If you rent out your home or a section of the home, provide a copy of the lease agreement.

Limits apply

Many policies only pay up to a certain amount under loss-of-use coverage. If you exceed your loss of use coverage limit, you’ll need to pay the difference out-of-pocket.

Therefore, make sure temporary expenses don’t go beyond your normal expenses.

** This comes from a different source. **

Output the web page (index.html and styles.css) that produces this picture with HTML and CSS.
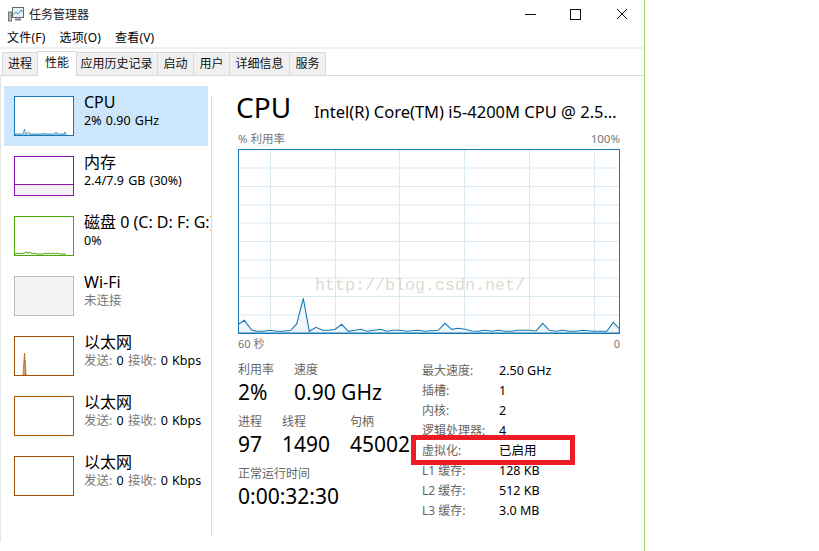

This helps extend your coverage period.

Frequently Asked Questions

Do I pay a deductible with loss-of-use coverage?

Homeowner insurance policies and renter insurance policies typically have a deductible.

This is what you pay out-of-pocket before your insurer pays a claim.

Deductibles can range from $500 to $1,000 or more.

Fortunately, loss of use coverage isn’t subject to a deductible.

Does loss-of-use cover an inability to assess my property?

After a hurricane, a tornado, or other event, local authorities may prohibit your ability to return home.

This can happen when roads are hazardous or severely damaged.

Even when your property hasn’t sustained damages, loss of use coverage often reimburses living expenses when you’re unable to access your property.

Policies vary, so speak with your insurer to understand your coverage.

How long will my insurance company reimburse for loss of rental income?

If you’re a landlord, reimbursement under loss of use coverage will vary from policy to policy.

In many cases, insurance companies reimburse loss of rental income for up to 12 months.

How much is loss-of-use coverage?

Loss-of-use coverage is automatically built into your homeowner’s insurance policy or renter’s insurance policy.

Factors that can affect your insurance rate include your deductible, the age of the home, your claims history, and the replacement cost of your home or belongings.

Final Word

Homeowner’s and renter’s insurance is for your protection.

Both can provide peace of mind in the event that your home becomes uninhabitable.

The financial protection can help you maintain your current standard of living, but there are limits to what loss-of-use covers.

To better understand your coverage, speak with your insurance agency or carefully review your policy.